Often, Mogni feels as though waking up, going to work, teaching, coaching, and going to sleep is a never-ending cycle. To try to balance her busy schedule, the days that she doesn’t coach or teach she tries to do nothing related to it in order to step away and take time to relax, unless she absolutely has to. 

“Sometimes you just have to kind of draw that line or boundary for yourself,” said Mogni. 

Participating in track all through high school, Mogni fell in love with the sport. She continues to coach because she wants the girls to make the friendships and connections like ones she was able to make. 

“The athletes. That’s why I do it. I do it for them and to see the joy that it brings them and the excitement that it brings them when they’re succeeding and getting a new PR,” explained Mogni. 

Some coaches even go as far as to coach year-round with three different sports due to the athletics seasons. 

Kevin Harrington is a Math teacher and additionally coaches three sports: cross country, track and freshman boys basketball. 

Each of the sports have different practice times during their respective seasons, but “I would say coaching is probably a good two, two-and-a-half hours a day on a regular day, plus a few hours on the weekend, and once you start meets and games and all that, it pretty easily adds another 20 plus-or-minus hours a week,” said Harrington. 

Having older kids at home makes coaching at school a lot easier, eliminating the need to run the kids around, or take care of them constantly.

“For the time that I’m double coaching, if I had little kids or if the circumstances were different, I probably wouldn’t do this,” explained Harrington. 

But, it’s still hard for Harrington to fit time in on the weekends with the rest of his family. Harrington explains that you get to coach, you don’t have to. To find a balance between coaching, family and teaching, he looks at it like coaching and teaching are privileges and it is something that he enjoys doing. 

“But as soon as you start thinking of coaching as a job, then you don’t have balance because you’re working all the time,” expressed Harrington. 

While Harrington coaches three different sports that usually take place during different seasons, sometimes the seasons do overlap. For example, his basketball season overlapped with his track season by about five weeks, which means tons of practice and even less time outside of school. 

“I would do a basketball practice here until four thirty, then I got a couple hours off, and then seven to nine for track over at East. So you know if I get here at 5 a.m. and I’m over there until nine, I’ll have a good 12 to 14-hour day,” recalled Harrington. 

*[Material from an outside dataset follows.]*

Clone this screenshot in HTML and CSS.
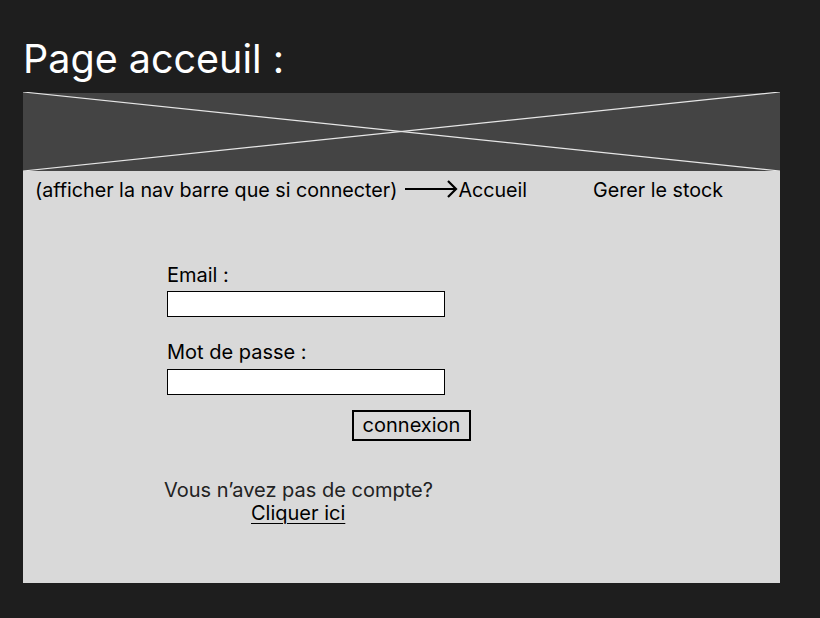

Michael Ivlow is another teacher who juggles coaching three sports. He teaches Science and Special Education along with Civics and Econ. He also coaches girls track, wrestling and football.

“So overall, about 20 hours a week and 25 hours a week in the fall. When it comes to the winter, I would say about 10 hours, and then if we have tournaments on the weekend, that’s like three or four. In spring, we usually have about five or six hours, so the spring is a lot more doable.”  

Striking a balance isn’t always second nature, as some may presume. Finding that balance and making time for everything is how to navigate between the two things. Oftentimes, the best thing to do is to create a foolproof schedule that contains every necessity, and stick to it. 

Students and teachers run into the same problem of prioritizing school and extracurriculars. Sometimes, both can be equally as important, so it’s hard to tell in the moment what should come first. 

“Your family should always come first, then your job and then extracurricular activities, so a student’s work comes first then athletics comes second,” said Ivlow. 

But, it all comes down to if the kids are having fun and if they are getting the most out of their practices. It takes a large amount of motivation to coach so many sports and teach different subjects, but it really takes a large amount of passion.  

“Giving them the experience, letting kids reach their maximum potential, and seeing them capture their dreams is my motivator. It’s all about the kids. I’ve found that if the kids are enjoying it and they have a smile on their face, that’s all that matters to me in my opinion,” explained Ivlow.